Get H&R springs for your goat, it lowers the car approx 1.2". The material is superb, put it this way its the same type of springs found on bmw and amg mercedes. It takes out that annoying sway and gives the car a better handling. Got mine from tirerack.com cost me $265 to my door and I live in Hawaii. From my understanding pedders uses tein springs, which from what im told is to soft.


----------



## GTO2525 (Sep 30, 2008)

gm4life said:


> Have you tried adjusting it? Or contacting the company for advice?


I adjusted it some. When I got the guy had put wheel spacers on it to keep it from rubbing. I contacted the company with no response. I am going to call a company in Colorado tomorrow that sells these kits. I was just trying to find out on the forum if anyone has delt with this suspension mainly. I am sure after some fine tuning it should get to the point where it works ok.


----------



## GTO2525 (Sep 30, 2008)

The intimidator said:


> Get H&R springs for your goat, it lowers the car approx 1.2". The material is superb, put it this way its the same type of springs found on bmw and amg mercedes. It takes out that annoying sway and gives the car a better handling. Got mine from tirerack.com cost me $265 to my door and I live in Hawaii. From my understanding pedders uses tein springs, which from what im told is to soft.


If I change out the suspension I would like to find a kit that had the factory height but still give me good performance. Thanks though...


----------



## PDQ GTO (Jun 21, 2007)

DMS is a Pedders authorized distributor and installer.
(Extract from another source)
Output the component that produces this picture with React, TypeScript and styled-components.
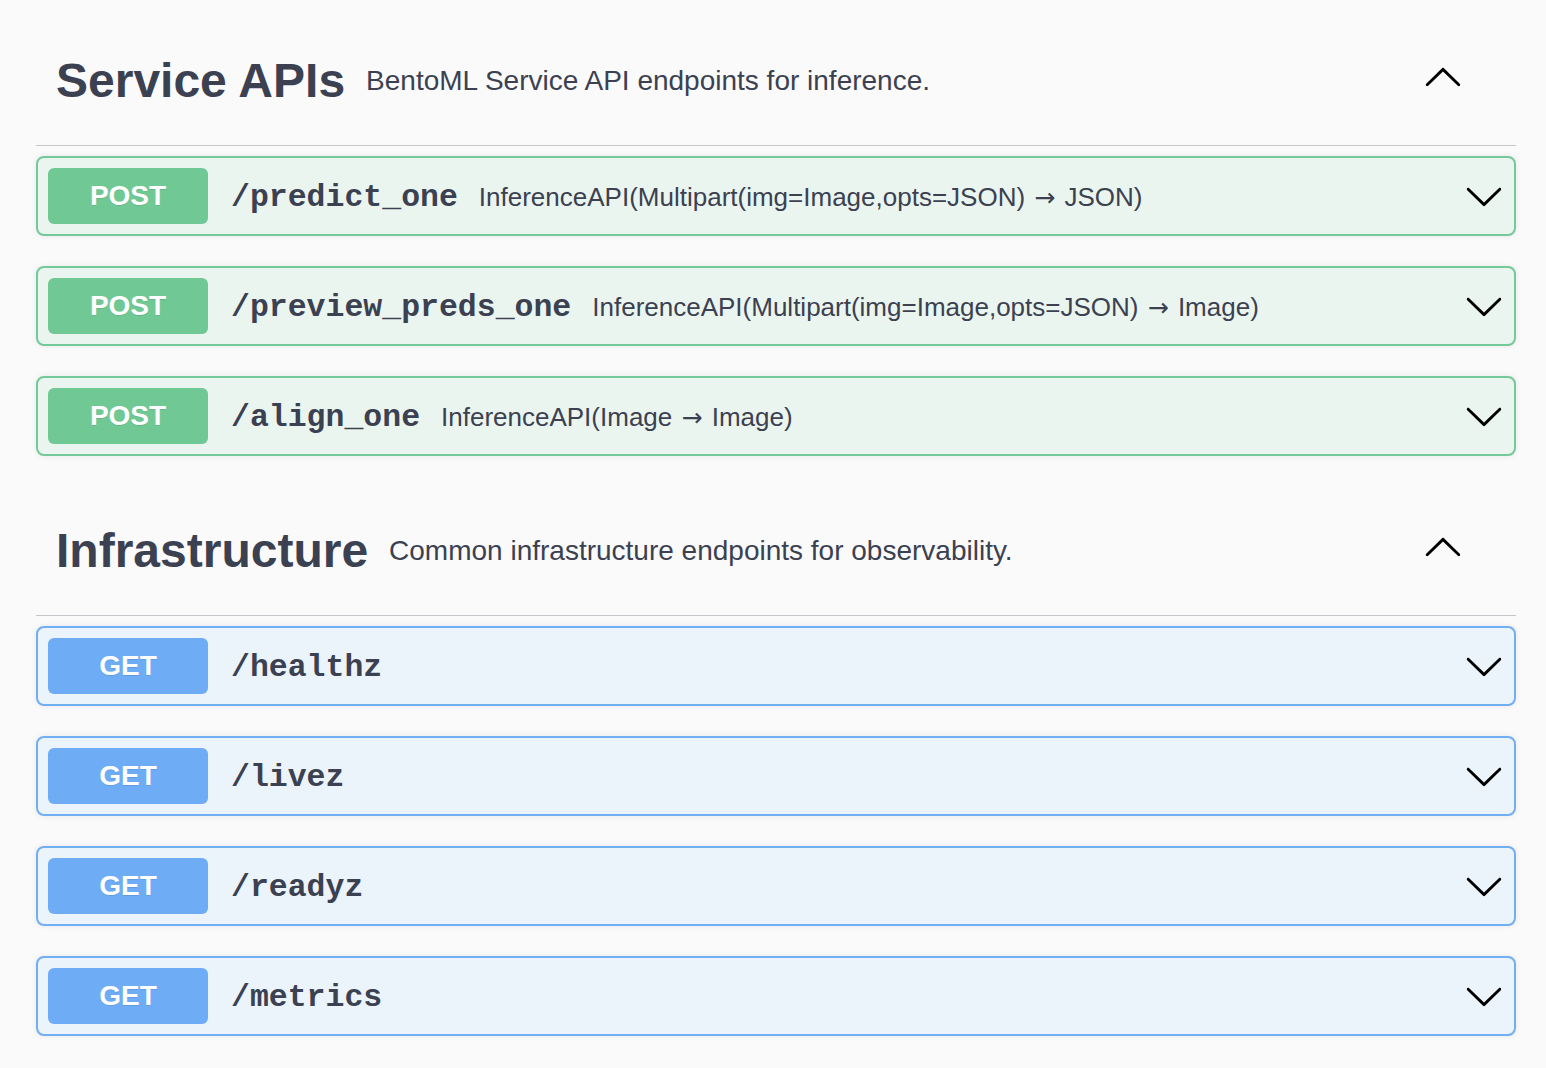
import React from 'react';
import styled, { createGlobalStyle } from 'styled-components';

const GlobalStyle = createGlobalStyle`
  html, body {
    margin: 0;
    padding: 0;
    background: #fafafa;
    font-family: "Liberation Sans", Arial, sans-serif;
    color: #3b4151;
  }
`;

const Page = styled.div`
  padding: 16px 30px 30px 36px;
  width: 1480px;
`;

const Section = styled.section`
  margin-bottom: 0;
`;

const TagHeader = styled.div`
  display: flex;
  align-items: center;
  height: 129px;
  padding: 0 53px 0 20px;
  border-bottom: 1px solid #c4c6cb;
  margin-bottom: 10px;
`;

const TagTitle = styled.h3`
  margin: 0;
  font-size: 48px;
  font-weight: 700;
  color: #3b4151;
`;

const TagDesc = styled.small`
  flex: 1;
  padding: 0 21px;
  font-size: 28px;
  color: #3b4151;
  margin-top: 1px;
`;

const Arrow = styled.svg<{ $up?: boolean }>`
  width: 40px;
  height: 40px;
  flex: none;
  margin-top: ${(p) => (p.$up ? '-5px' : '0')};
  transform: ${(p) => (p.$up ? 'rotate(180deg)' : 'none')};
`;

const palette = {
  POST: { badge: '#70c994', border: '#73c999', bg: '#ebf5ef' },
  GET: { badge: '#6eacf6', border: '#72aef4', bg: '#ebf3fb' },
};

type Method = keyof typeof palette;

const OpBlock = styled.div<{ $method: Method }>`
  display: flex;
  align-items: center;
  height: 76px;
  padding: 0 10px;
  margin-bottom: 30px;
  border: 2px solid ${(p) => palette[p.$method].border};
  border-radius: 8px;
  background: ${(p) => palette[p.$method].bg};
  box-shadow: 0 0 6px rgba(0, 0, 0, 0.08);
`;

const Badge = styled.span<{ $method: Method }>`
  display: flex;
  align-items: center;
  justify-content: center;
  width: 160px;
  height: 56px;
  flex: none;
  border-radius: 6px;
  background: ${(p) => palette[p.$method].badge};
  color: #fff;
  font-size: 28px;
  font-weight: 700;
  text-shadow: 0 1px 0 rgba(0, 0, 0, 0.1);
`;

const Path = styled.span`
  padding: 0 21px 0 23px;
  font-family: "Liberation Mono", "Courier New", monospace;
  font-size: 31.5px;
  font-weight: 700;
  color: #3b4151;
  white-space: nowrap;
  margin-top: 2px;
`;

const Summary = styled.span`
  flex: 1;
  font-size: 26px;
  color: #3b4151;
  white-space: nowrap;
  margin-top: 2px;
`;

const ArrowGlyph = styled.span`
  font-family: "DejaVu Sans", sans-serif;
  font-size: 25px;
  padding: 0 2px;
`;

const ChevronPath = () => (
  <path
    d="M17.418 6.109c.272-.268.709-.268.979 0s.271.701 0 .969l-7.908 7.83c-.27.268-.707.268-.979 0l-7.908-7.83c-.27-.268-.27-.701 0-.969.271-.268.709-.268.979 0L10 13.25l7.418-7.141z"
    fill="#000"
  />
);

const withArrow = (text: string) => {
  const parts = text.split('→');
  return parts.map((part, i) => (
    <React.Fragment key={i}>
      {i > 0 && <ArrowGlyph>→</ArrowGlyph>}
      {part}
    </React.Fragment>
  ));
};

const sections: {
  title: string;
  desc: string;
  ops: { method: Method; path: string; summary?: string }[];
}[] = [
  {
    title: 'Service APIs',
    desc: 'BentoML Service API endpoints for inference.',
    ops: [
      { method: 'POST', path: '/predict_one', summary: 'InferenceAPI(Multipart(img=Image,opts=JSON) → JSON)' },
      { method: 'POST', path: '/preview_preds_one', summary: 'InferenceAPI(Multipart(img=Image,opts=JSON) → Image)' },
      { method: 'POST', path: '/align_one', summary: 'InferenceAPI(Image → Image)' },
    ],
  },
  {
    title: 'Infrastructure',
    desc: 'Common infrastructure endpoints for observability.',
    ops: [
      { method: 'GET', path: '/healthz' },
      { method: 'GET', path: '/livez' },
      { method: 'GET', path: '/readyz' },
      { method: 'GET', path: '/metrics' },
    ],
  },
];

export default function App() {
  return (
    <>
      <GlobalStyle />
      <Page>
        {sections.map((s) => (
          <Section key={s.title}>
            <TagHeader>
              <TagTitle>{s.title}</TagTitle>
              <TagDesc>{s.desc}</TagDesc>
              <Arrow $up viewBox="0 0 20 20">
                <ChevronPath />
              </Arrow>
            </TagHeader>
            {s.ops.map((op) => (
              <OpBlock key={op.path} $method={op.method}>
                <Badge $method={op.method}>{op.method}</Badge>
                <Path>{op.path}</Path>
                <Summary>{op.summary && withArrow(op.summary)}</Summary>
                <Arrow viewBox="0 0 20 20">
                  <ChevronPath />
                </Arrow>
              </OpBlock>
            ))}
          </Section>
        ))}
      </Page>
    </>
  );
}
DMS is out of the SF Bay Area and I believe he works through Advanced Dyno. Could be that the previous owner did the install himself and made a few errors, or maybe the ride is just not your style? You in the Bay Area?


----------



## GTO2525 (Sep 30, 2008)

PDQ GTO said:


> DMS is a Pedders authorized distributor and installer. DMS is out of the SF Bay Area and I believe he works through Advanced Dyno. Could be that the previous owner did the install himself and made a few errors, or maybe the ride is just not your style? You in the Bay Area?
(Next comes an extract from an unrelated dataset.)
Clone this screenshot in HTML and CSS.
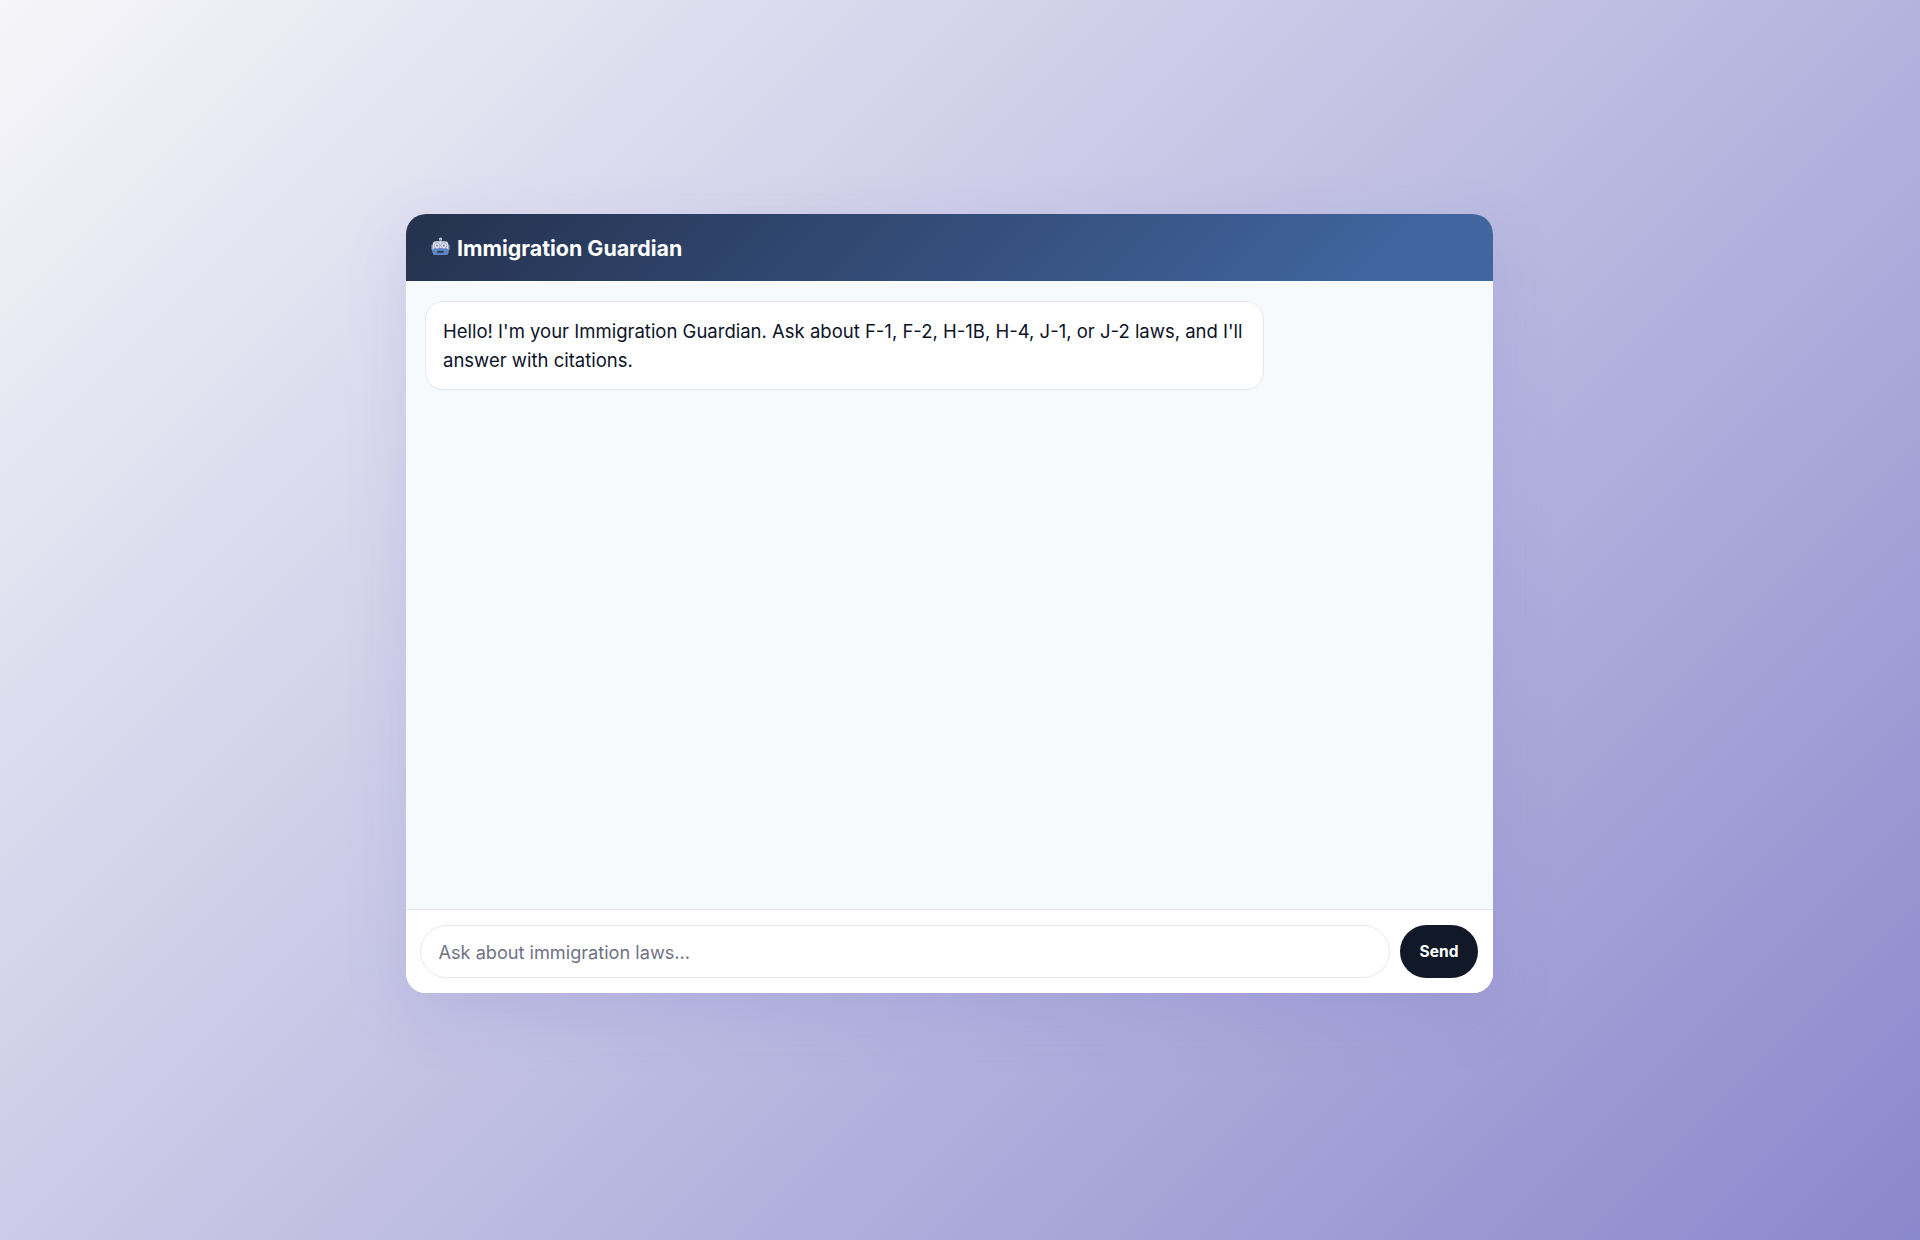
FILE: index.html
```html
<!DOCTYPE html>
<html lang="en">
  <head>
    <meta charset="UTF-8" />
    <meta name="viewport" content="width=device-width, initial-scale=1.0" />
    <title>Immigration Guardian</title>
    <link rel="stylesheet" href="styles.css">
  </head>

  <body>
    <div class="chat">
      <!-- header -->
      <div class="chat-header">
        <svg class="bot-icon" viewBox="0 0 20 20" aria-hidden="true">
          <circle cx="10" cy="2.2" r="1.7" fill="#c9cfd8" />
          <rect x="9.2" y="2.5" width="1.6" height="3" fill="#8d97a8" />
          <rect x="0.4" y="8" width="2.4" height="6" rx="1" fill="#7f93b8" />
          <rect x="17.2" y="8" width="2.4" height="6" rx="1" fill="#7f93b8" />
          <rect x="1.8" y="4.6" width="16.4" height="14.4" rx="3.6" fill="#dfe3ee" />
          <rect x="1.8" y="11.6" width="16.4" height="7.4" rx="3" fill="#5f86c4" />
          <circle cx="6.4" cy="9" r="3" fill="#fff" stroke="#8d97c4" stroke-width="1" />
          <circle cx="13.6" cy="9" r="3" fill="#fff" stroke="#8d97c4" stroke-width="1" />
          <circle cx="6.4" cy="9" r="1.2" fill="#5a6fb0" />
          <circle cx="13.6" cy="9" r="1.2" fill="#5a6fb0" />
          <rect x="6.6" y="14.4" width="6.8" height="2.4" rx="0.6" fill="#33425f" />
        </svg>
        <span>Immigration Guardian</span>
      </div>

      <!-- messages -->
      <div class="chat-body">
        <div class="bubble">Hello! I'm your Immigration Guardian. Ask about F-1, F-2, H-1B, H-4, J-1, or J-2 laws, and I'll answer with citations.</div>
      </div>

      <!-- input row -->
      <div class="chat-footer">
        <input class="chat-input" type="text" placeholder="Ask about immigration laws..." />
        <button class="send-btn">Send</button>
      </div>
    </div>
  </body>
</html>
```

FILE: styles.css
```css
* {
  margin: 0;
  padding: 0;
  box-sizing: border-box;
}

html,
body {
  height: 100%;
}

body {
  font-family: Inter, "Liberation Sans", sans-serif;
  background: linear-gradient(135deg, #f6f6f9 0%, #8a88cc 100%);
  padding: 214px 427px 247px 406px;
}

.chat {
  height: 779px;
  display: flex;
  flex-direction: column;
  background: #fff;
  border-radius: 20px;
  overflow: hidden;
  box-shadow: 0 20px 60px rgba(120, 115, 205, 0.18);
}

.chat-header {
  height: 67px;
  flex-shrink: 0;
  display: flex;
  align-items: center;
  gap: 7px;
  padding: 0 25px;
  background: linear-gradient(135deg, #25314d 0%, #40659f 90%);
  color: #fff;
  font-size: 21.4px;
  font-weight: 700;
}

.bot-icon {
  width: 19px;
  height: 19px;
  margin-bottom: 3px;
}

.chat-body {
  flex: 1;
  padding: 20px 19px;
  background: #f6fafd;
}

.bubble {
  width: 839px;
  padding: 15px 17px 13px;
  background: #fff;
  border: 1px solid #e6e6f0;
  border-radius: 18px;
  color: #0c1329;
  font-size: 18.5px;
  line-height: 29.4px;
}

.chat-footer {
  height: 84px;
  flex-shrink: 0;
  display: flex;
  gap: 10px;
  padding: 15px 15px 15px 14px;
  background: #fff;
  border-top: 1px solid #e6e6f0;
}

.chat-input {
  flex: 1;
  height: 53px;
  padding: 1px 17.5px 0;
  border: 1px solid #e6e6f0;
  border-radius: 27px;
  outline: none;
  font-family: inherit;
  font-size: 18.15px;
}

.chat-input::placeholder {
  color: #6f7285;
}

.send-btn {
  width: 78px;
  height: 53px;
  border: none;
  border-radius: 27px;
  background: #111827;
  color: #fff;
  font-family: inherit;
  font-size: 15.5px;
  font-weight: 700;
}
```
DMS is a manufacture of suspension components.

Drummond Motor Sport - Not All Shock Absorbers are Created Equal


----------



## PDQ GTO (Jun 21, 2007)

GTO2525 said:


> DMS is a manufacture of suspension components.
> 
> Drummond Motor Sport - Not All Shock Absorbers are Created Equal


Totally Dif. company than Pedders and I am not familiar with them. Nice to know they work on Quads too... Maybe get in touch with DMS and see what they have to say...:confused Keep us posted...


----------